I believe the traditional tourist marketing campaigns are not engaging these young music tourists, who are engaging with our kind of entertainment, who are travelling for commercial music versus the high culture represented by the symphony, the opera, the ballet. I see wheat fields and whales, wineries, and water parks, but I don't see Queen Street on a Saturday night.
I've visited Austin many times and I've seen first-hand how its brand, the Live Music Capital of the World, has animated not just the city but the State of Texas itself. I've seen 57,000 hotel room nights booked during South by Southwest alone. I've seen how the city has used its music sector to drive tremendous investment in tourism and other benefits as well. There's a lot more information on Austin in this wonderful report put together by Music Canada called “The Next Big Bang”. Suffice to say for now that we don't need to sit back here in Canada and look with awe and envy on what Austin has done, because in Canada we already have one of the world's most diverse, dynamic, and unique live music scenes with tremendously talented artists, iconic venues, historic club districts, and passionate, articulate fans. We even have the support of the media.
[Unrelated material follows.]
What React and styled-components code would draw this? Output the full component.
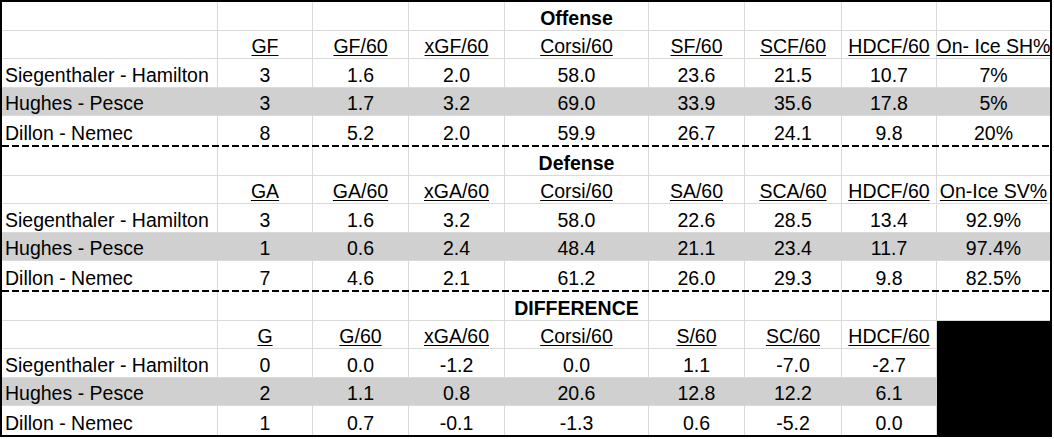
import React from "react";
import styled, { createGlobalStyle } from "styled-components";

const COLORS = {
  grid: "#dadada",
  shade: "#d0d0d0",
  ink: "#000000",
};

const COLUMNS = "216px 95px 96px 96px 144px 96px 97px 95px 113px";

const SECTIONS = [
  {
    title: "Offense",
    headers: ["GF", "GF/60", "xGF/60", "Corsi/60", "SF/60", "SCF/60", "HDCF/60", "On- Ice SH%"],
    rows: [
      ["Siegenthaler - Hamilton", "3", "1.6", "2.0", "58.0", "23.6", "21.5", "10.7", "7%"],
      ["Hughes - Pesce", "3", "1.7", "3.2", "69.0", "33.9", "35.6", "17.8", "5%"],
      ["Dillon - Nemec", "8", "5.2", "2.0", "59.9", "26.7", "24.1", "9.8", "20%"],
    ],
  },
  {
    title: "Defense",
    headers: ["GA", "GA/60", "xGA/60", "Corsi/60", "SA/60", "SCA/60", "HDCF/60", "On-Ice SV%"],
    rows: [
      ["Siegenthaler - Hamilton", "3", "1.6", "3.2", "58.0", "22.6", "28.5", "13.4", "92.9%"],
      ["Hughes - Pesce", "1", "0.6", "2.4", "48.4", "21.1", "23.4", "11.7", "97.4%"],
      ["Dillon - Nemec", "7", "4.6", "2.1", "61.2", "26.0", "29.3", "9.8", "82.5%"],
    ],
  },
  {
    title: "DIFFERENCE",
    headers: ["G", "G/60", "xGA/60", "Corsi/60", "S/60", "SC/60", "HDCF/60", null],
    rows: [
      ["Siegenthaler - Hamilton", "0", "0.0", "-1.2", "0.0", "1.1", "-7.0", "-2.7", null],
      ["Hughes - Pesce", "2", "1.1", "0.8", "20.6", "12.8", "12.2", "6.1", null],
      ["Dillon - Nemec", "1", "0.7", "-0.1", "-1.3", "0.6", "-5.2", "0.0", null],
    ],
  },
];

const GlobalStyle = createGlobalStyle`
  html, body {
    margin: 0;
    padding: 0;
    background: #ffffff;
  }
  body {
    font-family: "Liberation Sans", Arial, sans-serif;
    color: ${COLORS.ink};
  }
`;

const Sheet = styled.div`
  width: 1052px;
  box-sizing: border-box;
  border: 2px solid ${COLORS.ink};
  display: flex;
  flex-direction: column;
`;

const Section = styled.div`
  display: grid;
  grid-template-columns: ${COLUMNS};
  grid-auto-rows: 28.6px;
`;

const Divider = styled.div`
  height: 2px;
  background: repeating-linear-gradient(
    90deg,
    ${COLORS.ink} 0 7px,
    transparent 7px 10px
  );
`;

const Cell = styled.div`
  box-sizing: border-box;
  display: flex;
  align-items: flex-end;
  justify-content: ${(p) => (p.$left ? "flex-start" : "center")};
  padding-left: ${(p) => (p.$left ? "3px" : "0")};
  white-space: nowrap;
  font-size: 19.5px;
  line-height: normal;
  font-weight: ${(p) => (p.$bold ? 700 : 400)};
  text-decoration: ${(p) => (p.$underline ? "underline" : "none")};
  text-decoration-thickness: 1px;
  text-underline-offset: 2px;
  background: ${(p) => (p.$black ? COLORS.ink : p.$shade ? COLORS.shade : "transparent")};
  border-right: 1px solid
    ${(p) => (p.$lastCol ? "transparent" : p.$black ? COLORS.ink : p.$shade ? COLORS.shade : COLORS.grid)};
  border-bottom: 1px solid
    ${(p) => (p.$lastRow ? "transparent" : p.$black ? COLORS.ink : COLORS.grid)};
  ${(p) => p.$lastRow && "border-bottom: none;"}
  ${(p) => p.$lastCol && "border-right: none;"}
`;

const TableSection = ({ title, headers, rows }) => {
  const colCount = 9;
  return (
    <Section>
      {Array.from({ length: colCount }).map((_, c) => (
        <Cell key={"t" + c} $bold $lastCol={c === colCount - 1}>
          {c === 4 ? title : ""}
        </Cell>
      ))}
      <Cell />
      {headers.map((h, i) => (
        <Cell key={"h" + i} $underline={h !== null} $black={h === null} $lastCol={i === headers.length - 1}>
          {h}
        </Cell>
      ))}
      {rows.map((row, r) =>
        row.map((value, c) => (
          <Cell
            key={r + "-" + c}
            $left={c === 0}
            $shade={r === 1}
            $black={value === null}
            $lastCol={c === colCount - 1}
            $lastRow={r === rows.length - 1}
          >
            {value}
          </Cell>
        ))
      )}
    </Section>
  );
};

export default function App() {
  return (
    <>
      <GlobalStyle />
      <Sheet>
        {SECTIONS.map((section, i) => (
          <React.Fragment key={section.title}>
            {i > 0 && <Divider />}
            <TableSection {...section} />
          </React.Fragment>
        ))}
      </Sheet>
    </>
  );
}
With all that, what we need is for the federal government to encourage further growth of this already vibrant sector. We, the industry ourselves, are finally starting to talk with a more cohesive voice. There's talk of a national association in the works. The live music industry can help the government undertake studies to shape priorities, to create programs to help service those priorities, and to ensure that the support reaches those who can do the most with it to generate tourism, jobs, and economic productivity, while helping the musicians and the music we all care so deeply about.
I'd ask the committee to recommend that live music is a key facet of the music industry and to engage the industry to learn more about it as it exists in 2014, to work with us to create a strategic plan to develop and leverage existing assets and to tap into this largely untapped cultural juggernaut.
Thanks for listening. I look forward to telling you more.